[WORK TO BE COMPLETED]:
Copy, exactly and only, the lines from the one with "Give me the" up to and including the one with "TrendingUp, TrendingDown, PiggyBank", leaving pictures out.

[Records with interface code]:
- - -

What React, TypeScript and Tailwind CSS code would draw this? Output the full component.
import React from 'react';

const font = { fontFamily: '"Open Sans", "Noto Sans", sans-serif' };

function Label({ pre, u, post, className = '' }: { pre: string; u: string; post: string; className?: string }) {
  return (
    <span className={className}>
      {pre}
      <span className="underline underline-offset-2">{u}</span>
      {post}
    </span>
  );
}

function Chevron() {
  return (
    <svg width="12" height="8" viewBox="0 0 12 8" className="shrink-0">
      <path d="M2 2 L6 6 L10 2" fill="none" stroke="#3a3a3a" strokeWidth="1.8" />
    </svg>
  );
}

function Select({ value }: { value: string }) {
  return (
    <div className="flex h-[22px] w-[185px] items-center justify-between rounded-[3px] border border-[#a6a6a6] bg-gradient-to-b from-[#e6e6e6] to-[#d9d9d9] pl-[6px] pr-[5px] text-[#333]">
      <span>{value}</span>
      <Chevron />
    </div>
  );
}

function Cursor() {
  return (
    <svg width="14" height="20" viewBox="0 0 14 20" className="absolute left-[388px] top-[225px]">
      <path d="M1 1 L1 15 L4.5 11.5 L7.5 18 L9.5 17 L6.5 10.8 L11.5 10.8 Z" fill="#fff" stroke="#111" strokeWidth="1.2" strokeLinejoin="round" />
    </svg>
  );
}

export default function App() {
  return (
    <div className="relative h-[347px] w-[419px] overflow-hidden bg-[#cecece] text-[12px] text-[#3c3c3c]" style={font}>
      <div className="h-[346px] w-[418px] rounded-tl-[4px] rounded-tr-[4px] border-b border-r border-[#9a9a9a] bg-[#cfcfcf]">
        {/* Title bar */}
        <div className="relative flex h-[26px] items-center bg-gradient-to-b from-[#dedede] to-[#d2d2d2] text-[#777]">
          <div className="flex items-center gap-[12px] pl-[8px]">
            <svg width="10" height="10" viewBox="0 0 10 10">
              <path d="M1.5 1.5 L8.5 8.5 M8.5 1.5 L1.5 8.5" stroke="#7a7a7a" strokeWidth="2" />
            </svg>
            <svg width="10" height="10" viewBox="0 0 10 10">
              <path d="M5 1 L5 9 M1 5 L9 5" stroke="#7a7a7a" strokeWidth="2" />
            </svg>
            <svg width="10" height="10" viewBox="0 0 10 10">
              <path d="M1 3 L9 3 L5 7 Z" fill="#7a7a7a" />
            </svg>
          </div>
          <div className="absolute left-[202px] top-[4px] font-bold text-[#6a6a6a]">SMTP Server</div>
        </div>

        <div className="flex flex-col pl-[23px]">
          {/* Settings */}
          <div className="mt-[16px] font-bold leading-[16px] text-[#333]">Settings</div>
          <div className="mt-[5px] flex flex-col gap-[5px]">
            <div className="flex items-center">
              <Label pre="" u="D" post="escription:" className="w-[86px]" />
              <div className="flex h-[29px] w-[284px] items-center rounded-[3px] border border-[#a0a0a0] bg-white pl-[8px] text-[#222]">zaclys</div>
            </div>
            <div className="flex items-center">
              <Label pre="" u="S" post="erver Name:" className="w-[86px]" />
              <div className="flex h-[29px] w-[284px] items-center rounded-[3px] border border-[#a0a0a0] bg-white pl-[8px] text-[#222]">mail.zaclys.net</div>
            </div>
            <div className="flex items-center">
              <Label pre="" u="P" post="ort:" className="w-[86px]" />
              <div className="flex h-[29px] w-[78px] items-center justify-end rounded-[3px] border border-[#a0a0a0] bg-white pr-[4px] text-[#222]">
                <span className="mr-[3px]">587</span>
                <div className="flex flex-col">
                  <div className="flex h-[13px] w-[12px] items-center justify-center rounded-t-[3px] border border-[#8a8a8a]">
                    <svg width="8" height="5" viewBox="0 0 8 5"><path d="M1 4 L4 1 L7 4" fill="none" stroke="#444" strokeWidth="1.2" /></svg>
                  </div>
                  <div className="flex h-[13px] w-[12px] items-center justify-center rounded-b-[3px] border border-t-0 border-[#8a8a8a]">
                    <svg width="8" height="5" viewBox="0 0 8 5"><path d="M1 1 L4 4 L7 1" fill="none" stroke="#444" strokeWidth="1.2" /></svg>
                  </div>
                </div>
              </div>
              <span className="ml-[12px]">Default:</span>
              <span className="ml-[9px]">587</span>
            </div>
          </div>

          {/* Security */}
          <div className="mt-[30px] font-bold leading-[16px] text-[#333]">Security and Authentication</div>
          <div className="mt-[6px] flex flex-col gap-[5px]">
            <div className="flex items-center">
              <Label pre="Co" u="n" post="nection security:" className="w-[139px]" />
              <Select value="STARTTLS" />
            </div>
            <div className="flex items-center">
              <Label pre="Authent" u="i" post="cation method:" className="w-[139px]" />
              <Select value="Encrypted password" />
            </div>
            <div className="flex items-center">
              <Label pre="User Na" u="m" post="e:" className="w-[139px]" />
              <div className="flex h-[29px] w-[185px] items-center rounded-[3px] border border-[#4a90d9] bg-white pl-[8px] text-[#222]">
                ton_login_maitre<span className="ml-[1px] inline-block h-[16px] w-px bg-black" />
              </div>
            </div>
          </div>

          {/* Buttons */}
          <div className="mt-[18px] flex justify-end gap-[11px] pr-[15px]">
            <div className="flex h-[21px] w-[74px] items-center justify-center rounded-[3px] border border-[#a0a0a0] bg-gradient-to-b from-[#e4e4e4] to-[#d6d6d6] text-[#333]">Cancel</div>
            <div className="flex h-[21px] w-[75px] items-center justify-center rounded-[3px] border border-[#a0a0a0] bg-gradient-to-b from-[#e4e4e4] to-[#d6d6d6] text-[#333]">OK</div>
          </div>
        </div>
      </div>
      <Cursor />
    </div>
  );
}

- - -

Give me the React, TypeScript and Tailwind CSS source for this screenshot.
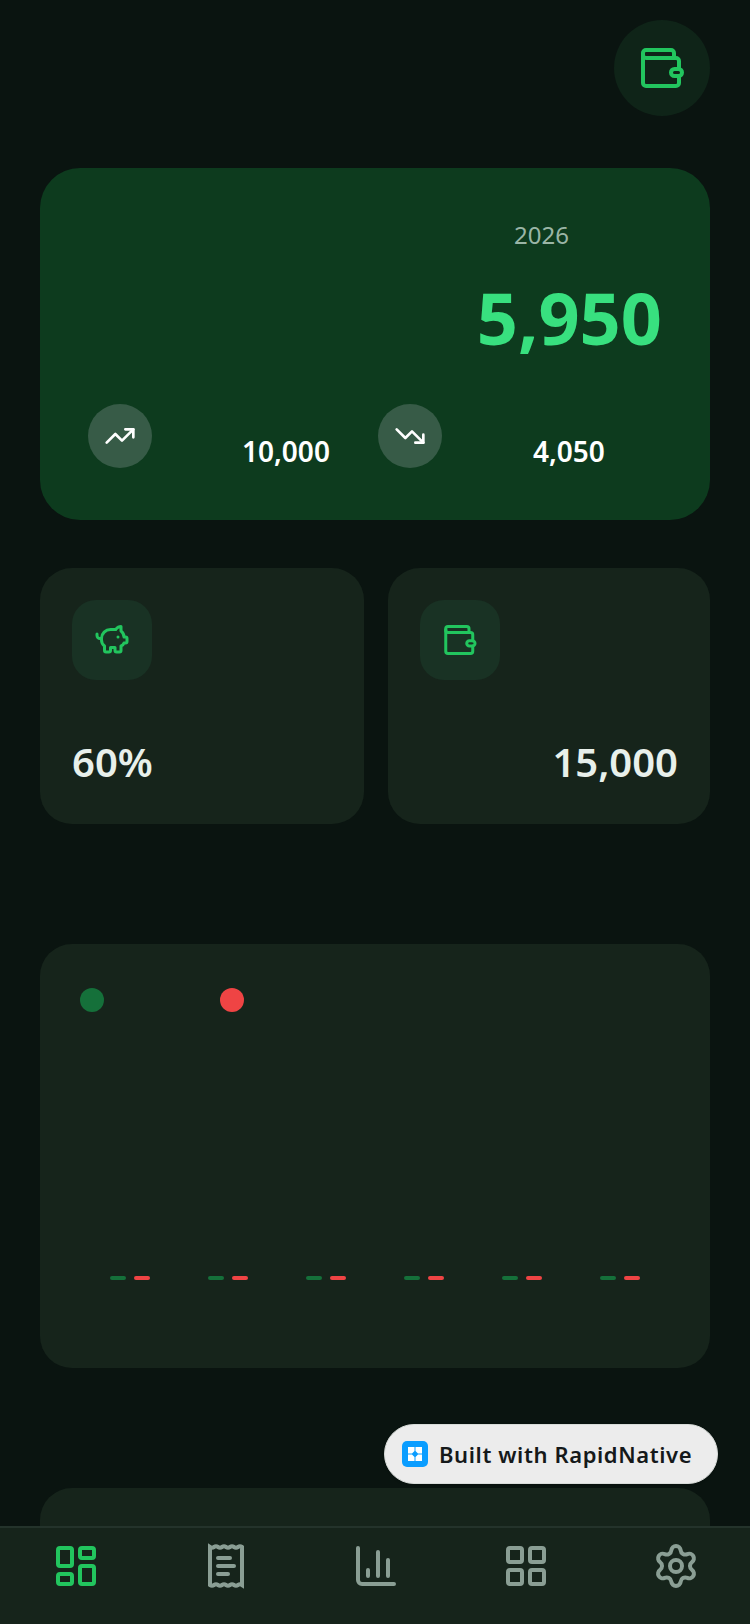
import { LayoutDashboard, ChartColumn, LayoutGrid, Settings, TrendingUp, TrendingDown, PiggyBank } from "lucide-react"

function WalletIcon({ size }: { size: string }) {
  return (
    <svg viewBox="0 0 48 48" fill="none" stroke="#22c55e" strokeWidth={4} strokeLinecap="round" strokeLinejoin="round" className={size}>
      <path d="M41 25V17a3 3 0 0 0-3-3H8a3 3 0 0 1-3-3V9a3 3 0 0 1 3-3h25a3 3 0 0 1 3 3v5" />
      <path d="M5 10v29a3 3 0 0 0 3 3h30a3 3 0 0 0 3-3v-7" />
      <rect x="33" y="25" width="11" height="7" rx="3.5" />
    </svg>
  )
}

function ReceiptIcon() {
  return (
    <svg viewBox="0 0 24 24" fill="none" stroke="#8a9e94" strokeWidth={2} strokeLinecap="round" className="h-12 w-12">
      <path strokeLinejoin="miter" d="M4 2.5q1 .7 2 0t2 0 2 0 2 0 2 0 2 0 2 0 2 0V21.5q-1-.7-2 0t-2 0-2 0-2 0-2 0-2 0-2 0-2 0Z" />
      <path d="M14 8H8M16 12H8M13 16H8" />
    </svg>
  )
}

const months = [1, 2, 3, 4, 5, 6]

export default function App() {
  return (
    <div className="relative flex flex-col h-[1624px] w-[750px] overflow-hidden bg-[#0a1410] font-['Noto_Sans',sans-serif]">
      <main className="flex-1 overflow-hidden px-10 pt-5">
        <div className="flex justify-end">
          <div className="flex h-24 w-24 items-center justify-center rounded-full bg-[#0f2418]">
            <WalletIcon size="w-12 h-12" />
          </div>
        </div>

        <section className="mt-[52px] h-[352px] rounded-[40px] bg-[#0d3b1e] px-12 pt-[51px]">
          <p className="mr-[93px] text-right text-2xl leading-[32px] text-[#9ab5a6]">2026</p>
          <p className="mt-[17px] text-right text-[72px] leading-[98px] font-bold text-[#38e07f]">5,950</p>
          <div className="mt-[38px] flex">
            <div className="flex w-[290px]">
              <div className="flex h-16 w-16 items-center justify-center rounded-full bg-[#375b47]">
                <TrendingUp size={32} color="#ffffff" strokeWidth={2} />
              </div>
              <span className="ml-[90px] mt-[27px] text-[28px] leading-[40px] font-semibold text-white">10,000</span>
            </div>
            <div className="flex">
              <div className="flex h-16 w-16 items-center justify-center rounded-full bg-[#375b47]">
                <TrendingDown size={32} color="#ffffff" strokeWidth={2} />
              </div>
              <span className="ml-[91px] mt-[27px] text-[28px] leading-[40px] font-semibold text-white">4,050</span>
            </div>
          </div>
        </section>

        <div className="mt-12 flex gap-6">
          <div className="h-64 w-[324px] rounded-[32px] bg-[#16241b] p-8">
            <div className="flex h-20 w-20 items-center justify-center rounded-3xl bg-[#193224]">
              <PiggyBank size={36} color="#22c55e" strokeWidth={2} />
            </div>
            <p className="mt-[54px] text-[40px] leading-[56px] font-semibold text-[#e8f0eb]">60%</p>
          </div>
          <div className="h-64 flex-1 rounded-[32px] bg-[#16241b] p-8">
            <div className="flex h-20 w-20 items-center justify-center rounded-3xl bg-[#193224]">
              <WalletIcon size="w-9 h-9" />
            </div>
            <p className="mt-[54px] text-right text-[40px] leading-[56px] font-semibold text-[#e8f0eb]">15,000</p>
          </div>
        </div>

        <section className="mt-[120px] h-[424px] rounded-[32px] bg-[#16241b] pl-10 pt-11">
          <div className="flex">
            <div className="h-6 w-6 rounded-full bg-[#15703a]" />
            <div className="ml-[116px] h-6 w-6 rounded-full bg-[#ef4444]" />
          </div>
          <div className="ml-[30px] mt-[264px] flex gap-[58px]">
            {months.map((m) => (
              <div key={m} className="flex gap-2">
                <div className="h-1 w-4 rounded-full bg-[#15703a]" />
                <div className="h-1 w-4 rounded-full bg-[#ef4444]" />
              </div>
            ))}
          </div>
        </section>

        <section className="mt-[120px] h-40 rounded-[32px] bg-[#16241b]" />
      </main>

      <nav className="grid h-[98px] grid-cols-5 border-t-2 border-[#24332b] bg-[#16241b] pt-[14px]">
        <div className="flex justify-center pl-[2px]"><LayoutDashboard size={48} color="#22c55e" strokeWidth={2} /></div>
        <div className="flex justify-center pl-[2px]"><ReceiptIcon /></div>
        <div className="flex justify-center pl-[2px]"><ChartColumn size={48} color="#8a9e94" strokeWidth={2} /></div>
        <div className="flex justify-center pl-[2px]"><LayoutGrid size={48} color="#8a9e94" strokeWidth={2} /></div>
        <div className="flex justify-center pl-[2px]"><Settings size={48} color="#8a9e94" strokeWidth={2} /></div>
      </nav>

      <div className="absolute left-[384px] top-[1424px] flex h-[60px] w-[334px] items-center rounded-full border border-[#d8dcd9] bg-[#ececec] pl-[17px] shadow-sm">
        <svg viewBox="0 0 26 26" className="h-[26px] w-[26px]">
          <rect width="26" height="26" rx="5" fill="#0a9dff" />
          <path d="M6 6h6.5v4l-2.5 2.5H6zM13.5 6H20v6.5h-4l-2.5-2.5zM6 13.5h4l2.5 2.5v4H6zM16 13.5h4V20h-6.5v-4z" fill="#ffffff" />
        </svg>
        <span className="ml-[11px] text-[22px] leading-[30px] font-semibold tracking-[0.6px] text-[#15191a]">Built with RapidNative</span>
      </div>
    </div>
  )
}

- - -

[WRITTEN SOLUTION]:
Give me the React, TypeScript and Tailwind CSS source for this screenshot.
import { LayoutDashboard, ChartColumn, LayoutGrid, Settings, TrendingUp, TrendingDown, PiggyBank } from "lucide-react"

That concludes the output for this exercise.